Tunisie. Violences salafistes : le déni de réalité de la troïka

 Tunisie. Violences salafistes : le déni de réalité de la troïka

Au Palais de Carthage


Annoncée pour hier mardi, l’intervention conjointe des 3 présidences a finalement eu lieu aujourd’hui. Après d’interminables tergiversations et la mise en place d’un couvre-feu, le trio Marzouki – Jebali – Ben Jaâfar a réagi au nouveau défi sécuritaire que posent salafistes et casseurs par un texte surprenant, mettant en cause essentiellement l’ex RCD, l’ancien régime, une partie de l’opposition, et « ceux qui ne veulent pas de la réussite du gouvernement et de la révolution ».




 


Ambiance aussi solennelle que tendue à la mi-journée mercredi au Palais de Carthage où la troïka au pouvoir a choisi de mettre en avant l’image d’une coalition unie, parlant d’une même voix pour répondre à la première crise d’envergure de son mandat.


La forme elle-même entend faire sens : il s’agit de montrer à ceux qui comptent déstabiliser le gouvernement qu’ils ont produit l’effet inverse. Mais après un silence intrigant pour les Tunisiens, le trio dirigeant a déçu les uns et scandalisé les autres par le contenu de sa courte allocution aux accents de « déjà-entendu ».


 


Une rhétorique reprenant point par point celle de Rached Ghannouchi 


Après une brève introduction de Moncef Marzouki sur les circonstances de la réunion de crise des 3 présidences, le président provisoire laisse la parole à son porte-parole et conseiller Adnène Mnasser, une façon d’éviter de s’approprier une production collective.


Néanmoins, à écouter attentivement le propos du discours et l’argumentaire invoqué, beaucoup se demandent si le véritable auteur de cette adresse au peuple n’était pas ailleurs que dans la pièce.


Ceux qui avaient assisté en direct, la veille, à la tout aussi attendue réaction de Rached Ghannouchi à l’escalade de la violence, auront en effet noté la troublante similitude, jusque dans le fil des idées, entre la position du leader d’Ennahdha et celle lue par Mnasser aujourd’hui.


Sur le mode complotiste du « à qui profite le crime », Ghannouchi avait expliqué que  les auteurs des dernières violences ne peuvent être que ceux qui souhaitent l’échec du gouvernement : « Au moment où la situation du pays s’améliore et que le gouvernement s’apprête à mettre à exécution son plan de développement, les déçus des dernières élections, les restes du RCD et les nostalgiques de l’ancien régime tentent d’entraver le travail du gouvernement et de nous pourrir la vie », s’était-il exclamé.

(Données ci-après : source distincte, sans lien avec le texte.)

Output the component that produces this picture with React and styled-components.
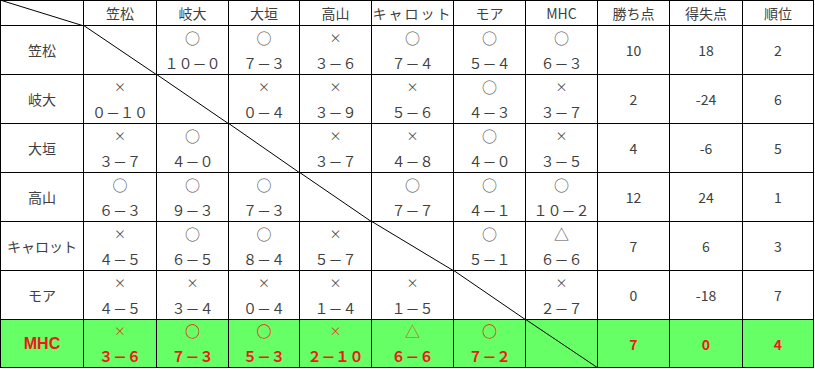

Autre mimétisme rhétorique, dans un cas comme dans l’autre, on a parlé « d’ennemis de la révolution ». Difficile de ne pas y voir un sophisme bien connu des opposants de Ben Ali, lorsque celui-ci taxait tout discours divergent de « trahison à la nation ».


Ainsi l’opposition est appelée à être « responsable » et patriote et à allier ses efforts à ceux de la gouvernance.


 


Une diversion


Alors que le pays est mis à feu à sang par quelques milliers de salafistes entraînant avec eux des casseurs, que des tribunaux sont brûlés, des bars forcés à fermer, un couvre-feu rétabli et des intellectuels et artistes menacés par des gens que l’on sait armés, le pouvoir pointe du doigt le plus commode des ennemis fantômes : la main invisible du RCD dissout.


Plus problématique encore que ceux qui parlent au nom de la révolution, un autre discours bien plus répandu s’exprime au nom du peuple pour affirmer que « les sentiments et la foi du peuple ont été bafoués ». 


On stigmatise donc au premier chef les artistes, cette fois ceux ayant exposé au Palais Abdellia pour mettre en scène l’intégrisme, accusés de « tentative de fitna », de vouloir semer la discorde. Le postulat de ce raisonnement étant que la société tunisienne vivait dans le plus parfait des « consensus » avant cela, les combats sociétaux et progressistes étant vains. Une manière de censurer le débat démocratique au nom de la stabilité.


Quant aux sympathisants salafistes, ils n’en demandaient pas tant. En affirmant que « le blasphème et l’atteinte à l’entité divine n’entrent pas dans le cadre de la liberté d’expression », les trois présidences viennent de trancher noir sur blanc en faveur de l’une de leurs principales demandes.